Suppose there are several employees in a particular workplace who regularly engage in some behavior, x. The employer decides to terminate one of these employees, P, citing the fact of P's x-ing. Recognizing that the employer's rationale is insufficient to explain the decision to terminate P while not terminating the other x-ing employees, P challenges the employer to justify this differential adverse treatment.
A logically satisfactory response would require the employer to identify some way in which P, or P's x-ing, is different--i.e., some argument by which P's x-ing provides sufficient reason for P's termination, while not providing comparable reason for terminating the other x-ing employees. Of course, the employer may not be required legally to have any good reason at all for terminating P, so no such response may be necessary, let alone forthcoming. But there is, presumably, at least one important constraint on the reasons to which the employer can lawfully appeal in order to explain why P was singled out for his x-ing: those reasons cannot be discriminatory ones.
But what does this mean?

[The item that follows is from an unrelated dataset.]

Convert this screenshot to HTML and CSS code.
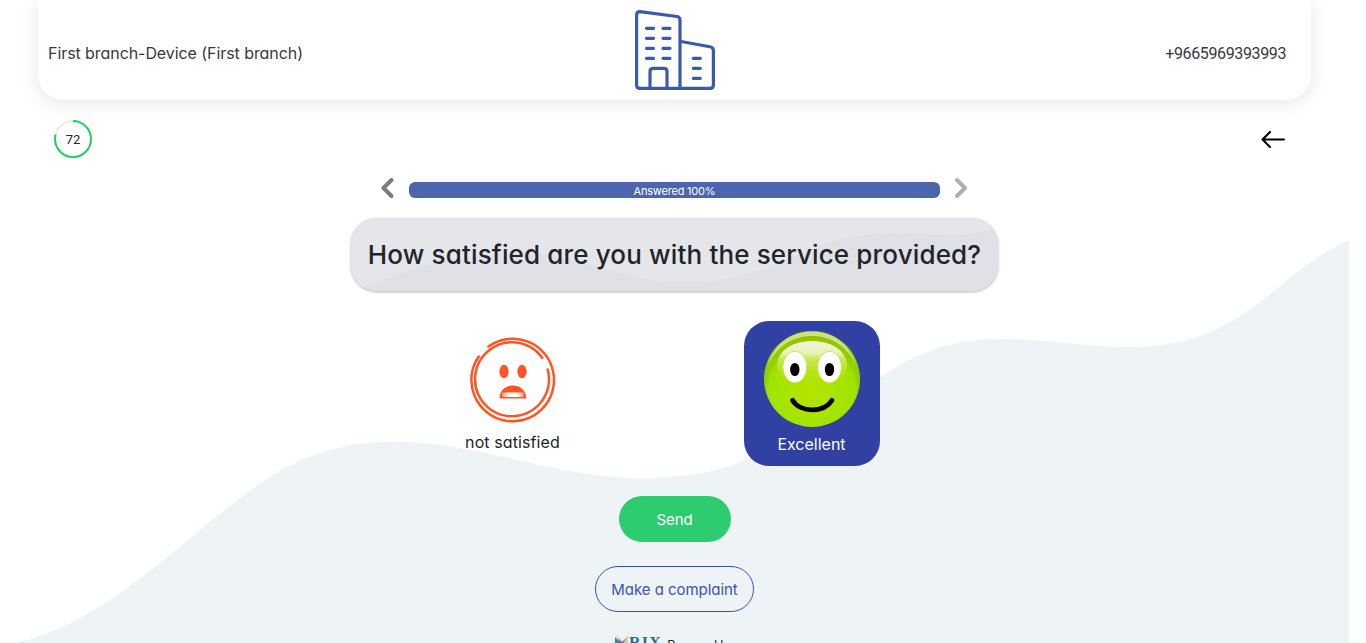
FILE: index.html
```html
<!DOCTYPE html>
<html lang="en">
<head>
<meta charset="utf-8">
<title>Survey</title>
<link rel="stylesheet" href="styles.css">
</head>
<body>
<div class="page">
  <svg class="wave" viewBox="0 0 1349 643" aria-hidden="true">
    <path d="M14 643C100 627 180 542 252 489C300 453 345 442 393 442C485 442 550 478 640 478C690 478 725 471 764 452C811 430 842 402 881 377C918 351 955 339 1000 339C1045 339 1085 347 1128 347C1248 347 1270 275 1349 240V643Z"/>
  </svg>
  <header class="header">
    <div class="branch"><span>First branch-Device (First branch)</span></div>
    <svg class="building" viewBox="0 0 80 80" aria-hidden="true">
      <path d="M5 1.7 42 6.5Q45 7 45 10V78.4H5Q1.6 78.4 1.6 75V5Q1.6 1.7 5 1.7Z"/>
      <path d="M46 31.5 75 36.7Q78.4 37.3 78.4 40.5V75Q78.4 78.4 75 78.4H45M15 78V61.5Q15 58.3 18.2 58.3H29Q32 58.3 32 61.5V78"/>
      <path d="M11.5 18.3h7M28 18.3h7M11.5 28.3h7M28 28.3h7M11.5 38.3h7M28 38.3h7M11.5 48.3h7M28 48.3h7M58.3 48.3h7M58.3 58.3h7M58.3 68.3h7"/>
    </svg>
    <div class="phone"><span>+9665969393993</span></div>
  </header>
  <div class="tools">
    <div class="timer">
      <svg viewBox="0 0 38 38" aria-hidden="true"><circle class="track" cx="19" cy="19" r="18"/><circle class="left" cx="19" cy="19" r="18" pathLength="100" transform="rotate(-90 19 19)"/></svg>
      <span>72</span>
    </div>
    <svg class="back" viewBox="0 0 24 18" aria-hidden="true"><path d="M23 9.5H2M9 2 1.5 9.5 9 17"/></svg>
  </div>
  <main class="survey">
    <div class="steps">
      <svg class="chev prev" viewBox="0 0 14 22" aria-hidden="true"><path d="M10.500 3 2.500 11l8 8"/></svg>
      <div class="bar"><span>Answered 100%</span></div>
      <svg class="chev next" viewBox="0 0 14 22" aria-hidden="true"><path d="M3 3l8 8-8 8"/></svg>
    </div>
    <div class="question">
      <svg class="ripple" viewBox="0 0 647 74" preserveAspectRatio="none" aria-hidden="true"><path d="M0 74C30 68 75 35 175 36C230 37 270 65 332 65C435 65 450 15 546 15C585 15 610 24 647 8V74Z"/></svg>
      <h1>How satisfied are you with the service provided?</h1>
    </div>
    <div class="answers">
      <div class="answer sad">
        <svg viewBox="0 0 86 86" aria-hidden="true">
          <g class="rings"><path d="M18.500 9.500A41.300 41.300 0 1 1 8.700 19.500"/><path d="M72.300 21A37 37 0 1 0 77.700 32.500"/></g>
          <ellipse cx="34" cy="34.500" rx="4.600" ry="6.700"/><ellipse cx="52" cy="34.500" rx="4.600" ry="6.700"/>
          <path d="M29.500 61.500C29.500 44 56.300 44 56.300 61.500Z"/>
          <defs><linearGradient id="teeth"><stop offset="0" stop-color="#ff8860"/><stop offset=".3" stop-color="#fff"/><stop offset=".7" stop-color="#fff"/><stop offset="1" stop-color="#ff8860"/></linearGradient></defs>
          <rect x="32" y="55.500" width="22" height="4.500" fill="url(#teeth)"/>
        </svg>
        <span>not satisfied</span>
      </div>
      <div class="answer happy">
        <svg viewBox="0 0 96 96" aria-hidden="true">
          <defs>
            <radialGradient id="skin" cy=".62"><stop offset="0" stop-color="#b4e500"/><stop offset=".9" stop-color="#a0e400"/><stop offset="1" stop-color="#8ed000"/></radialGradient>
            <linearGradient id="shade" x2="0" y2="1"><stop offset="0" stop-color="#98b900" stop-opacity=".85"/><stop offset=".5" stop-color="#a0d000" stop-opacity="0"/></linearGradient>
            <linearGradient id="gloss" x2="0" y2="1"><stop offset="0" stop-color="#f1f8d8"/><stop offset=".28" stop-color="#e6f3b5"/><stop offset=".42" stop-color="#d6ec74" stop-opacity=".75"/><stop offset="1" stop-color="#c6e800" stop-opacity="0"/></linearGradient>
          </defs>
          <circle cx="48" cy="48" r="48" fill="url(#skin)"/><circle cx="48" cy="48" r="48" fill="url(#shade)"/>
          <path d="M4 35C15-11 81-11 92 35C77-5 19-5 4 35Z" fill="#cfe58a" opacity=".9"/>
          <path d="M13 35C13 1.500 83 1.500 83 35C83 61 13 61 13 35Z" fill="url(#gloss)"/>
          <g class="eyes"><ellipse cx="30.800" cy="36" rx="12" ry="15.800"/><ellipse cx="65.500" cy="36" rx="12" ry="15.800"/></g>
          <ellipse cx="30.800" cy="38.500" rx="4.700" ry="6.600"/><ellipse cx="65.500" cy="38.500" rx="4.700" ry="6.600"/>
          <path class="smile" d="M28.500 69.200C36 82 60 82 68 69.200"/>
        </svg>
        <span>Excellent</span>
      </div>
    </div>
    <button class="send"><span>Send</span></button>
    <button class="complaint"><span>Make a complaint</span></button>
    <footer class="footer">
      <svg class="mark" viewBox="0 0 14 16" aria-hidden="true"><path fill="#f5a58e" d="M0 0 7 7 14 1 7 11Z"/><path fill="#397cb6" d="M0 3 6 9 0 14Z"/><path fill="#a35a91" d="M3 5 7 8 11 5 7 13Z"/><path fill="#b8d8b4" d="M8 9 13 3V14Z"/></svg>
      <b>RIX</b><span>Powered by</span>
    </footer>
  </main>
</div>
</body>
</html>
```
FILE: styles.css
```css
* { box-sizing: border-box; }
html, body { margin: 0; height: 643px; overflow: hidden; background: #fff; }
body { font: 16px/24px Inter, Roboto, sans-serif; font-feature-settings: "cv11"; color: #212529; }
span, h1, b { white-space: nowrap; }
svg { display: block; flex: none; }
.page { position: relative; width: 1349px; height: 643px; overflow: hidden; }
.wave { position: absolute; inset: 0; width: 1349px; height: 643px; fill: #eef3f6; }
.header { position: relative; display: grid; grid-template-columns: 1fr 80px 1fr; align-items: center; height: 100px; margin: 0 38px; padding: 0 25px 0 10px; background: #fff; border-radius: 0 0 25px 25px; box-shadow: 0 3px 20px rgba(0,0,0,.1); color: #373940; }
.branch { letter-spacing: -.07px; padding-top: 6px; }
.building { width: 80px; height: 80px; margin-left: 8px; fill: none; stroke: #3a5aac; stroke-width: 3.2; stroke-linecap: round; }
.phone { text-align: right; padding-top: 7px; font-family: Roboto, sans-serif; letter-spacing: -.37px; }
.tools { position: relative; display: flex; justify-content: space-between; align-items: center; height: 38px; margin: 20px 64px 0 54px; }
.timer { display: grid; width: 38px; height: 38px; place-items: center; font: 13px Roboto, sans-serif; }
.timer > * { grid-area: 1 / 1; }
.timer svg { width: 38px; height: 38px; fill: none; stroke-width: 2; }
.track { stroke: #ececec; }
.left { stroke: #22cf65; stroke-dasharray: 79 21; }
.back { width: 24px; height: 18px; fill: none; stroke: #000; stroke-width: 2; stroke-linecap: round; stroke-linejoin: round; }
.survey { position: relative; display: flex; flex-direction: column; align-items: center; padding-top: 19px; }
.steps { display: flex; align-items: center; gap: 14px; height: 22px; }
.chev { width: 14px; height: 22px; fill: none; stroke: #7c7c7c; stroke-width: 4; stroke-linecap: round; stroke-linejoin: round; }
.next { stroke: #b0b0b0; }
.bar { width: 531px; height: 16px; margin-top: 4px; border-radius: 6px; background: #4b66ae; color: #fff; text-align: center; font-size: 11px; line-height: 18px; letter-spacing: -.2px; }
.question { position: relative; display: flex; align-items: center; justify-content: center; width: 647px; height: 73px; margin-top: 19px; border-radius: 26px; overflow: hidden; background: #e5e6ea; box-shadow: 0 1px 3px rgba(50,50,70,.38); }
.ripple { position: absolute; inset: 0; width: 647px; height: 73px; fill: #e0e1e6; }
h1 { position: relative; margin: 0; font-size: 26px; line-height: 34px; font-weight: 500; letter-spacing: .15px; }
.answers { display: flex; gap: 163px; margin-top: 30px; height: 145px; align-items: flex-start; padding-right: 25px; }
.answer { display: flex; flex-direction: column; align-items: center; width: 136px; height: 145px; }
.sad { padding-top: 16px; fill: #ff5522; letter-spacing: .1px; }
.sad svg { width: 86px; height: 86px; }
.sad span { margin-top: 7px; }
.rings { fill: none; stroke: #ff5522; stroke-width: 2.5; stroke-linecap: round; }
.happy { padding-top: 10px; border-radius: 25px; background: #3040a3; color: #fff; }
.happy svg { width: 96px; height: 96px; }
.happy span { margin-top: 5px; }
.eyes { fill: #fff; stroke: #b8dc28; stroke-width: .7; }
.smile { fill: none; stroke: #000; stroke-width: 4.8; stroke-linecap: round; }
button { font: inherit; font-feature-settings: inherit; height: 46px; border-radius: 23px; padding: 2px 0 0; }
.send { width: 112px; margin-top: 30px; border: 0; background: #2ecc71; color: #fff; font-size: 15px; letter-spacing: -.1px; }
.complaint { width: 159px; margin-top: 24px; border: 1px solid #3a55ad; background: transparent; color: #3a55ad; font-size: 15px; letter-spacing: -.05px; }
.footer { display: flex; align-items: flex-start; width: 119px; margin-top: 22px; height: 24px; }
.mark { width: 14px; height: 16px; }
.footer b { width: 41px; font: bold 16px/18px "Liberation Serif", serif; letter-spacing: 1.2px; color: #2867a5; }
.footer span { font-size: 12.5px; line-height: 24px; letter-spacing: -.3px; }
```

It is tempting to think that it must mean, at least, that the employer cannot lawfully justify P's differentially adverse treatment relative to other x-ing employees simply by appealing to the fact of P's race, color, religion, sex, or national origin. (1) For example, if the behavior in question (x-ing) was arriving late to work, the employer surely could not justify terminating P while not terminating other similarly tardy employees simply by citing the fact that P is, say, of Asian descent. As a matter of law, P's race simply cannot be a consideration that provides reason for treating P's x-ing differently from that of other employees.
But is it really true--for all x and for all P--that the employer in our simple hypothetical case could not lawfully justify the differential adverse treatment of P by appealing to the fact of P's race, color, religion, sex, or national origin? Even without resorting to elaborately concocted counterexamples, we can assign at least one value to x that puts the answer into doubt: Let x be "wearing frilly pink dresses"; (2) let P be a man; and let the other x-ing employees be women. Imagine, now, that the employer responds to P's demand for a justification of his being singled out for his x-ing by declaring, "I am firing you and not them because you are a man, and they are women."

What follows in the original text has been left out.